We all know that database is a software that is used to store, organize, blah blah blah our data. Any person who is taking up a programme related to computer science would have learnt this definition for a short answer question in his/her database management systems course. After having worked with a database that grows by approximately 40000 rows a day, I now realise that the college level courses on DBMS could do much better than what they actually are doing now.


How the indian college DBMS courses work? Lets have a quick bulleted list of items that a student does during his DBMS course spanning one full semester.

  • Reads through the differences between File Management System (FMS) and DBMS

  • Reads about ACID properties and byhearts them for answering in the examination

  • Reads about various normal forms (and byhearts them for writing short answers in exam). Almost all the DBMS courses say that there are only 4 normal forms (1st, 2nd, 3rd and Boyce-Codd) and they always omit even the fact that there are actually 3 more normal forms (4th, 5th and the 6th)

  • Whiles away time with Entity Relationship (ER) diagrams which is the student's life saver in exams (as there is no such thing as THE right answer, anything that makes sense will fetch you marks)

  • Learns basic SQL and does a huge list of CRUD (Create, Read, Update, Delete) commands. The most complex query one writes here involves a query with another inner query

  • Argues over whether SQL should be pronounced letter by letter (like an abbreviation) or as SeQueL (like an acronym)

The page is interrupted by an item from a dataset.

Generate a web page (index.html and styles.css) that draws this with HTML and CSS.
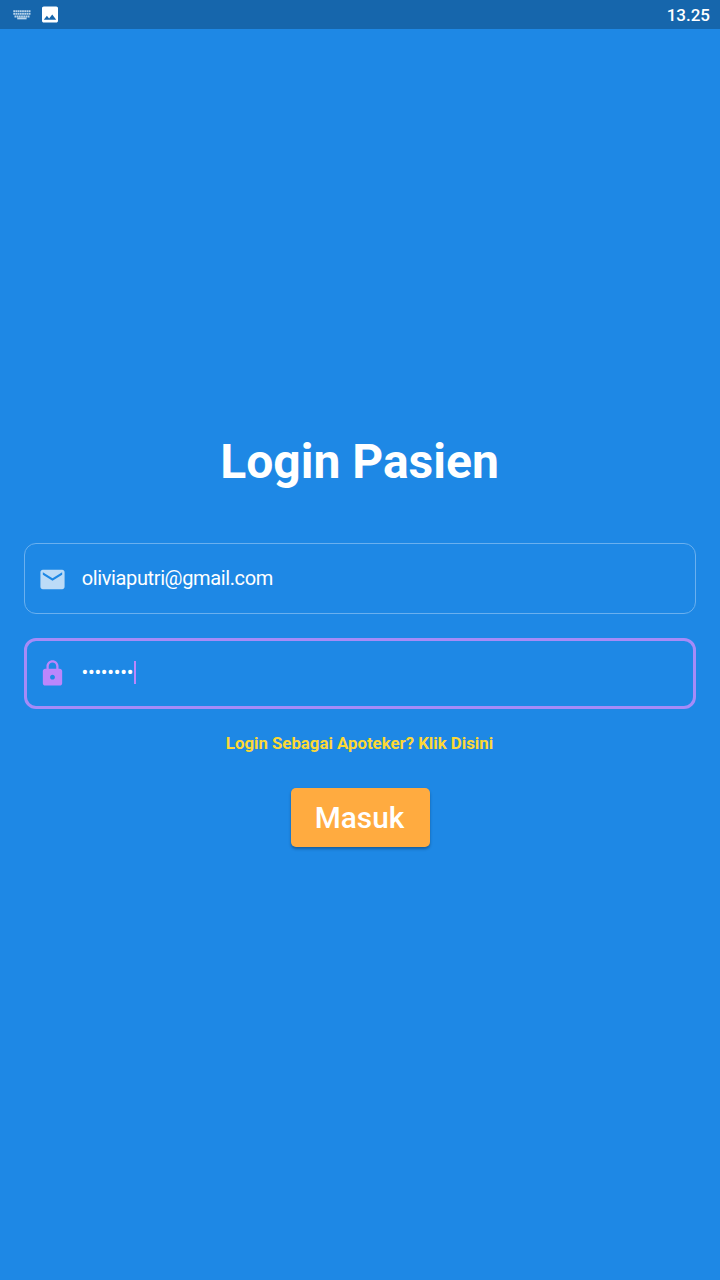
FILE: index.html
```html
<!DOCTYPE html>
<html lang="id">
<head>
<meta charset="utf-8">
<title>Login Pasien</title>
<link rel="stylesheet" href="styles.css">
</head>
<body>
<header class="status">
  <svg class="keyboard" viewBox="0 0 18 10">
    <g stroke="#b7d3ea" stroke-width="1.9" fill="none">
      <path d="M0.3 1.200H17.700M0.300 3.900H17.700M1.500 6.500H16.500" stroke-dasharray="1.800 .4"/>
      <path d="M4.200 8.400H13.600" stroke-width="1.900"/>
    </g>
  </svg>
  <svg class="picture" viewBox="3 3 18 18"><path fill="#fff" d="M21 19V5c0-1.100-.9-2-2-2H5c-1.100 0-2 .9-2 2v14c0 1.100.9 2 2 2h14c1.100 0 2-.9 2-2zM8.500 13.500l2.500 3.010L14.500 12l4.500 6H5l3.500-4.500z"/></svg>
  <time class="clock">13.25</time>
</header>
<main class="login">
  <h1 class="title">Login Pasien</h1>
  <div class="field">
    <svg class="icon icon-mail" viewBox="0 0 24 24"><path d="M20 4H4c-1.100 0-1.990.9-1.990 2L2 18c0 1.100.9 2 2 2h16c1.100 0 2-.9 2-2V6c0-1.100-.9-2-2-2zm0 4l-8 5-8-5V6l8 5 8-5v2z"/></svg>
    <span class="value email">oliviaputri@gmail.com</span>
  </div>
  <div class="field field-active">
    <svg class="icon icon-lock" viewBox="0 0 24 24"><path d="M18 8h-1V6c0-2.760-2.240-5-5-5S7 3.240 7 6v2H6c-1.100 0-2 .9-2 2v10c0 1.100.9 2 2 2h12c1.100 0 2-.9 2-2V10c0-1.100-.9-2-2-2zm-6 9c-1.100 0-2-.9-2-2s.9-2 2-2 2 .9 2 2-.9 2-2 2zm3.100-9H8.900V6c0-1.710 1.390-3.100 3.100-3.100 1.710 0 3.100 1.390 3.100 3.100v2z"/></svg>
    <span class="value secret">••••••••</span><span class="caret"></span>
  </div>
  <a class="switch">Login Sebagai Apoteker? Klik Disini</a>
  <button class="submit">Masuk</button>
</main>
</body>
</html>
```
FILE: styles.css
```css
* { box-sizing: border-box; }
body {
  margin: 0;
  height: 1280px;
  overflow: hidden;
  background: #1e88e5;
  color: #fff;
  font-family: Roboto, sans-serif;
}
.status {
  display: flex;
  align-items: center;
  height: 29px;
  padding: 0 10px 0 13px;
  background: #1666ac;
}
.keyboard { width: 18px; height: 10px; }
.picture { width: 16px; height: 17px; margin-left: 11px; }
.clock {
  margin-left: auto;
  padding-top: 1px;
  font-size: 17px;
  line-height: 20px;
  font-weight: 500;
}
.login {
  display: flex;
  flex-direction: column;
  align-items: center;
  padding: 405px 24px 0;
}
.title {
  margin: 0 0 53px;
  padding-right: 1px;
  font-size: 48px;
  line-height: 56px;
  font-weight: 700;
}
.field {
  display: flex;
  align-items: center;
  width: 100%;
  height: 71px;
  margin-bottom: 24px;
  padding: 0 13px;
  border: 1px solid #6ab0ef;
  border-radius: 12px;
}
.field-active {
  padding: 0 11px;
  border: 3px solid #a68bf8;
}
.icon { width: 29px; height: 29px; flex: none; }
.icon-mail { margin: 1px 0 0 .3px; fill: #bcdbf7; }
.icon-lock { fill: #bb86fc; }
.value {
  margin-left: 14.500px;
  font-size: 20px;
  line-height: 23px;
}
.email { padding-bottom: 1px; letter-spacing: -0.38px; }
.secret { padding-bottom: 2px; letter-spacing: -0.300px; }
.caret { width: 2px; height: 23px; margin: 0 0 3px 1px; background: #bb86fc; }
.switch {
  padding-right: 1px;
  font-size: 16.800px;
  line-height: 20px;
  font-weight: 700;
  color: #fdd835;
}
.submit {
  width: 139px;
  height: 59px;
  margin: 35px 0 0;
  padding: 0 1px 0 0;
  border: 0;
  border-radius: 5px;
  background: #ffab40;
  box-shadow: 0 2px 3px rgba(0, 0, 0, .3);
  color: #fff;
  font: 500 29.800px/59px Roboto, sans-serif;
}
```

  • Reads about and byhearts various types of joins and remembers all of them for writing in the exam with a single example

  • Optionally, develops an information management system (famous ones include Library Management System, Airline Reservation System, etc.) at the end of the course, where the actual system will consist of nothing but data entry. This project will, of course, go into his/her resume during the interviews

  • Towards the fag end of the course, reads something about how the DBMS does some basic operations internally. Most of the students omit this as it is covered in the last few weeks of the semester when students are busy with some other work

The problem

The main problem lying around here is the difference between theory and practice. The beauty about DBMS is that everything that works out perfectly on theory performs worse in practice. For example, consider normalisation. In theory, and according to college syllabi, Boyce-Codd Normal Form is the best that a database could be designed. But in practice, it might kill the database if it mostly consists of reads (because of the increased number of costly joins even for simple reads).

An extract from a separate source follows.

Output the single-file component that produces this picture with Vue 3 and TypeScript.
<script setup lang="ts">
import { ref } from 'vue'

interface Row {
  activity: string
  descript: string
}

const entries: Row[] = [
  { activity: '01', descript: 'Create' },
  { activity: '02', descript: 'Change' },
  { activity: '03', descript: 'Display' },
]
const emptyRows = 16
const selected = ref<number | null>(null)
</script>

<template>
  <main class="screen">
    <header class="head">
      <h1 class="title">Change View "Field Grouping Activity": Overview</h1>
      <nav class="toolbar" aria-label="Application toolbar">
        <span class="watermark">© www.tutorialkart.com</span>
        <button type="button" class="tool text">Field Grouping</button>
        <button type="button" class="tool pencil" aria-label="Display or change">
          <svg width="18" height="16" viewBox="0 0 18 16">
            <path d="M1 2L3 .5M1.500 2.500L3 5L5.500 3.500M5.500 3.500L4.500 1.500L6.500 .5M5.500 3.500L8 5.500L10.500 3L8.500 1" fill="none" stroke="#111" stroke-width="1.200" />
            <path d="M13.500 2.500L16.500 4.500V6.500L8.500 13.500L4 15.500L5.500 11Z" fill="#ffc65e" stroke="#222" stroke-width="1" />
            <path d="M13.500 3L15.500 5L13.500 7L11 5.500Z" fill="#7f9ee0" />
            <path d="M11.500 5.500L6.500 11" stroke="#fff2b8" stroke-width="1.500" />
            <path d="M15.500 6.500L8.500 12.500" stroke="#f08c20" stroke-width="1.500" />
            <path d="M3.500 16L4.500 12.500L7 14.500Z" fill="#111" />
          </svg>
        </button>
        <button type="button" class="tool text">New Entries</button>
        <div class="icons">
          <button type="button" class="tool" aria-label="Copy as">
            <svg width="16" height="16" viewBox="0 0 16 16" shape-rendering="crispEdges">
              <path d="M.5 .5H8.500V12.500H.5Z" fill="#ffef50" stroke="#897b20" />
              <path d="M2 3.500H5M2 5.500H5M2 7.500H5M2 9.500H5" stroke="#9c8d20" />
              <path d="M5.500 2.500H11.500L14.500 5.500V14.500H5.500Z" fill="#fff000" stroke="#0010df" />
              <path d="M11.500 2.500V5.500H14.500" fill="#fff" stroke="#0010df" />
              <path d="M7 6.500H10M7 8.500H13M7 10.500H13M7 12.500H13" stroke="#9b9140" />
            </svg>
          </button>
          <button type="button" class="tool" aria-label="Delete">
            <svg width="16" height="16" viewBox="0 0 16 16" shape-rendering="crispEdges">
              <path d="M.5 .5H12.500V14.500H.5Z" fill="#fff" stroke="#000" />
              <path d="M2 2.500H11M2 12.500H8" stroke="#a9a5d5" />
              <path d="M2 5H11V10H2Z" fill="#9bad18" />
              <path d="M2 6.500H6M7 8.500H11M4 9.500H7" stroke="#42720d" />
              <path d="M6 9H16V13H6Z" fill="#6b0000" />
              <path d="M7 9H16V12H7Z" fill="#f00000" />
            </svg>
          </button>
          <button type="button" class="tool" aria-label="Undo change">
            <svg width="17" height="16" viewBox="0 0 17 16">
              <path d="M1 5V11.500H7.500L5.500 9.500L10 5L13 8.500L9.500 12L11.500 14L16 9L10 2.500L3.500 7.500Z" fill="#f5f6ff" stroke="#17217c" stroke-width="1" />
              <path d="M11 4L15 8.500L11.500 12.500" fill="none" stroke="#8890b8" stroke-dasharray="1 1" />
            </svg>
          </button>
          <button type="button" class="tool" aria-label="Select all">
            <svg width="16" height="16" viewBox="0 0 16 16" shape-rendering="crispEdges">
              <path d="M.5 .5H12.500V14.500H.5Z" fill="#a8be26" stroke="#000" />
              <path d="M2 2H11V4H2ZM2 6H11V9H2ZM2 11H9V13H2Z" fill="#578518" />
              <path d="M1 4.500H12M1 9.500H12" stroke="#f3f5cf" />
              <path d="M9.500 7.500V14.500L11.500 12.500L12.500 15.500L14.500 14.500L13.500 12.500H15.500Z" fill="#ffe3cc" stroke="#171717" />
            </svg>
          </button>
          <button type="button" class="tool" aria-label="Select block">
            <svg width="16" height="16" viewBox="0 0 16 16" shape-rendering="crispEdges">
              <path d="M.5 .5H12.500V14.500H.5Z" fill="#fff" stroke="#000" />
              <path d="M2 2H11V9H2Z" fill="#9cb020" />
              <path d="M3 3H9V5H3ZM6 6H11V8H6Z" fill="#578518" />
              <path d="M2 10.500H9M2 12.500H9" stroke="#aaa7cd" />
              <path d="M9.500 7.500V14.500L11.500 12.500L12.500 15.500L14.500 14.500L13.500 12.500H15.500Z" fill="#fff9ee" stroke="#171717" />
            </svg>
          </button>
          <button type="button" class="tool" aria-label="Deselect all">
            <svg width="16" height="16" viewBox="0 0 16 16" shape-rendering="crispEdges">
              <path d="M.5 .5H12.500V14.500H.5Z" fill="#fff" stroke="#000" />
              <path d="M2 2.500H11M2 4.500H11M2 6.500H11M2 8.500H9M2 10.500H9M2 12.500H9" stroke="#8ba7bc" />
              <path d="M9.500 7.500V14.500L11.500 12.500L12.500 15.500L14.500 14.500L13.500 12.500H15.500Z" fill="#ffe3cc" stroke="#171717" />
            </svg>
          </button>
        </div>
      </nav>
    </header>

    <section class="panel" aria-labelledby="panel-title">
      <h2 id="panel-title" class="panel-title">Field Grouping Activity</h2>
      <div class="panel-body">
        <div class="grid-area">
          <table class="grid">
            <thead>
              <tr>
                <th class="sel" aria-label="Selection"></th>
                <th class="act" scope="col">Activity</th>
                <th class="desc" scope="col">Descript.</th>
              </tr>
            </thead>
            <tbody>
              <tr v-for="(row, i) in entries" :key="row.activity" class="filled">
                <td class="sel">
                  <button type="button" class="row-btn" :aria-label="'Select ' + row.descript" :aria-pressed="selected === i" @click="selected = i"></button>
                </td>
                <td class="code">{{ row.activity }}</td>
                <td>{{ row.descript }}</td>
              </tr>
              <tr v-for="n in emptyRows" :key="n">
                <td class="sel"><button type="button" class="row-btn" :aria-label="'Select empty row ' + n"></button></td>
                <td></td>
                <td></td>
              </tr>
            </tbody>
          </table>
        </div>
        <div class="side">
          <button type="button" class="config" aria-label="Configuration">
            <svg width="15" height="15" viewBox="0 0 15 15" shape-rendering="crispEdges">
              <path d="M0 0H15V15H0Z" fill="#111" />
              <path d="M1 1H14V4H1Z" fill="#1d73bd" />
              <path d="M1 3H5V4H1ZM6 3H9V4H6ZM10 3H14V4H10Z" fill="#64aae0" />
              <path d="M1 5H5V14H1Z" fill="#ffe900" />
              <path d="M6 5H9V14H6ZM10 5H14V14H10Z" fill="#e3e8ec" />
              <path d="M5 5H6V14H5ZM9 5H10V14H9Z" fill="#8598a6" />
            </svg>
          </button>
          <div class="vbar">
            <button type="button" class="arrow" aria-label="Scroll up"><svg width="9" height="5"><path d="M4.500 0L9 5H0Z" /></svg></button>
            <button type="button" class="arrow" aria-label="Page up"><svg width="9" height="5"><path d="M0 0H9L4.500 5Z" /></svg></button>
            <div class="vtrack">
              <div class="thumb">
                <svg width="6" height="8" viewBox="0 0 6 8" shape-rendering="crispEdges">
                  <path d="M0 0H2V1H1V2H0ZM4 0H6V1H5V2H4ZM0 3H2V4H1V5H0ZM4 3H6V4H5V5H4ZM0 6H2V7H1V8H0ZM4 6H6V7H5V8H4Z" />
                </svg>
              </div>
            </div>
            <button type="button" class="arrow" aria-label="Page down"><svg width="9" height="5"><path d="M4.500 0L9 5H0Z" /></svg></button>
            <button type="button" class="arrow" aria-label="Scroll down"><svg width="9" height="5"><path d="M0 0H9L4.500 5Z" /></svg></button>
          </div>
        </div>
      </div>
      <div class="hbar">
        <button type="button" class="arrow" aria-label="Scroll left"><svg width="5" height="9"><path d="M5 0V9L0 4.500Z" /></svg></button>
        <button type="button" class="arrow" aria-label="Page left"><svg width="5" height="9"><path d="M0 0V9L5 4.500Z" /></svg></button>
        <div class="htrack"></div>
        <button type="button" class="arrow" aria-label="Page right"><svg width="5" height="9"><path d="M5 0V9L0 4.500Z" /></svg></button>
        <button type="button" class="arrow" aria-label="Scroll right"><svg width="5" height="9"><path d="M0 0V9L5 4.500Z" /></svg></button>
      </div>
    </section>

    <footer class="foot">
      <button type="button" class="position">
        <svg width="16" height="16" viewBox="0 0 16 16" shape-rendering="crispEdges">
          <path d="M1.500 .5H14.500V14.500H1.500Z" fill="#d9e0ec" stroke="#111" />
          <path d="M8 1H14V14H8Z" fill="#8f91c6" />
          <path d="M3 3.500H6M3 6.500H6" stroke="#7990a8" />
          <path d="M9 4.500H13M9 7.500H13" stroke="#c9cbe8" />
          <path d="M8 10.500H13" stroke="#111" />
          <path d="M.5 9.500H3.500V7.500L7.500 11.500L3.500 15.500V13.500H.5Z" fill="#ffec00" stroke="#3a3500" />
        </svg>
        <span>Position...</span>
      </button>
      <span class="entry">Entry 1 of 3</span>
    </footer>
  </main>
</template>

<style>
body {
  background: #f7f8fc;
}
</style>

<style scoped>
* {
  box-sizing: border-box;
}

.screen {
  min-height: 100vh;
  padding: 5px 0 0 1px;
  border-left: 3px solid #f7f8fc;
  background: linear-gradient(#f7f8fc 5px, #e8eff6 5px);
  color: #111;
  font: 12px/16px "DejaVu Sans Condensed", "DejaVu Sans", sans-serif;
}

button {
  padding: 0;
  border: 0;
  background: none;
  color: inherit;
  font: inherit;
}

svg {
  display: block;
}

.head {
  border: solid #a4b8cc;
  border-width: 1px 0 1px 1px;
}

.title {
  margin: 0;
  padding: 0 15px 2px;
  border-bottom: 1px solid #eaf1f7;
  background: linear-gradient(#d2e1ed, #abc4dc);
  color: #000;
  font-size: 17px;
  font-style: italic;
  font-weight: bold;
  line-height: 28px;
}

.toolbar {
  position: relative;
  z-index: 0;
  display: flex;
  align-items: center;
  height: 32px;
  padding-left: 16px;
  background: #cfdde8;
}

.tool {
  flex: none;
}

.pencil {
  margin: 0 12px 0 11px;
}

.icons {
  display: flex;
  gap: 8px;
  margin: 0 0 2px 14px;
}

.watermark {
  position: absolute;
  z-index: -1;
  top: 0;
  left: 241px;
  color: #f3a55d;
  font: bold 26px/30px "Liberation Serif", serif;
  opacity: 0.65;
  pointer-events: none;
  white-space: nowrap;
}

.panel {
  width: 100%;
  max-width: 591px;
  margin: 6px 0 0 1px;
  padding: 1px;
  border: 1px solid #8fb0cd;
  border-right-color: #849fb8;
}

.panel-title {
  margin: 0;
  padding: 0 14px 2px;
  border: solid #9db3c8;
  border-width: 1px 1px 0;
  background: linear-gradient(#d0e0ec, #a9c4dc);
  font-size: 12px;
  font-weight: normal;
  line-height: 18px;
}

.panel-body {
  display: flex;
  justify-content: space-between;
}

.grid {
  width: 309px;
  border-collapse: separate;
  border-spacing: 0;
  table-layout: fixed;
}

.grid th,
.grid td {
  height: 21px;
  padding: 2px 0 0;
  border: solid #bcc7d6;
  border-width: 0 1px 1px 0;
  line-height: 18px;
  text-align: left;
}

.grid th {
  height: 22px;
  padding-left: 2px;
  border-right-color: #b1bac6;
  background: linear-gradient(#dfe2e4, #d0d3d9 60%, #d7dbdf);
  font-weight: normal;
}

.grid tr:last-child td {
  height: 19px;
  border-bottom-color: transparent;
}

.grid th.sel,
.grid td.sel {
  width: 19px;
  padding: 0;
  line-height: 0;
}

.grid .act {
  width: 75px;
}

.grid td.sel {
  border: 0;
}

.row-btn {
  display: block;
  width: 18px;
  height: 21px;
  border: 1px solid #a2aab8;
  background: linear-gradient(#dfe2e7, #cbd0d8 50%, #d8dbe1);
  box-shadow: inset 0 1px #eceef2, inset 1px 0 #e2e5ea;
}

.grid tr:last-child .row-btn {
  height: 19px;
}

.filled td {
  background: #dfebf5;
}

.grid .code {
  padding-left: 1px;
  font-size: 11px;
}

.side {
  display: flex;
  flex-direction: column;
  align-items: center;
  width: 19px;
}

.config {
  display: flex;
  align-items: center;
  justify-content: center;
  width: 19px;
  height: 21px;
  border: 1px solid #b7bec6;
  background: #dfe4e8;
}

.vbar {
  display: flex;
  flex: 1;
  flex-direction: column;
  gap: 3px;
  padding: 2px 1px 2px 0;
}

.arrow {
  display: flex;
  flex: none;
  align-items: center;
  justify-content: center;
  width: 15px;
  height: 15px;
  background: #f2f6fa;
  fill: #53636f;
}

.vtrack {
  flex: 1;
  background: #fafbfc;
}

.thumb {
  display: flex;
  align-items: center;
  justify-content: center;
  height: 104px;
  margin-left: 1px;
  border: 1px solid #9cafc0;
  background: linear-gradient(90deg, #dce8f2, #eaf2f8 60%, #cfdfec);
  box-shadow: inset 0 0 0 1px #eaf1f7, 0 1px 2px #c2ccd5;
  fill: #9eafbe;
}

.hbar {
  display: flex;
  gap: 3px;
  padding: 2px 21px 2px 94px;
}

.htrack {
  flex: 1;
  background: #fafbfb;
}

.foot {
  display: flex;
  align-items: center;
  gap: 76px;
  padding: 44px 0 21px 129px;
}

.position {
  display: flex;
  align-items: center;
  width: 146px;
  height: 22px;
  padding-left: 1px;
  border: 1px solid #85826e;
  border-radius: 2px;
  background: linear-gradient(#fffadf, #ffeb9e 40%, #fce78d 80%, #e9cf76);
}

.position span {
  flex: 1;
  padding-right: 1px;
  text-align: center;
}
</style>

Almost all the colleges teach DBMS in theory and they never consider the practical aspect. And yeah, developing an information management system over the period of the course does NOT count as practice. The information management systems which students develop as a part of their DBMS course hardly involves more than 10 rows per table. And most of the students develop it in the mindset of deceiving the faculty for marks rather than to actually learn DBMS which is the actual objective. DBMS is all about scalability and hence teaching DBMS in small scale is like teaching something that is totally illogical.

What can be done?

Again, let me make a bulleted list of points that i think can be done to bridge the theory to practice gap that is found in the DBMS courses. I am not an expert in DBMS and these are just my humble views on what i feel could be changed.

  • First major change to be done is to teach DBMS in the actual scale in which it is to be used. In the lab classes, don't let the students create their own tables and add 5 or 10 dummy records. Give them a preloaded table with ten lakh rows and make them query against that table. This will make them write better queries naturally as every query is going to take some time to spit out the output they want.

  • The above step also makes the student to learn about indexes. Indexes are one thing that is really useful in DBMS (i am in the process of writing an article about database indexes - will be posting it once its complete). None of the courses on DBMS really teach about the practical benefits of indexes. When a large table is given, students will have to define indexes and exploit them in their queries.

  • Instead of making students worry about JDBC, ODBC, etc. leave the frontend language to their choice and just lay constraints on the backend DBMS system. For example, don't force them to use Visual Basic, which makes a student focus more on learning ODBC and designing forms rather than designing databases.

  • Make the joins practical. Don't just teach the various types of joins for the sake of short answer questions. Make it such a way that the student is really comfortable with how exactly the different types of joins work.

  • And for god's sake stop teaching stuff about File Management Systems. We are in an era where there is a group that says even SQL and DBMS is not needed (For more about this google for NoSQL).

Closing thoughts

Database Management Systems are the arteries and veins of any corporate business. Hence, learning the complexity and scale involved in it is really inevitable and important. Making proper use of the DBMS course in colleges would be a real boost to the student's career. If the changes i suggested here are incorporated in a course, then that will definitely also save the time that a student spends on preparing DBMS for interviews.

To conclude, "In theory there is no difference between theory and practice. Whereas in practice, there is". DBMS is more of an art which is being taught in colleges as a science. If this change happens, quality of students being spit out of college every year will become better for sure.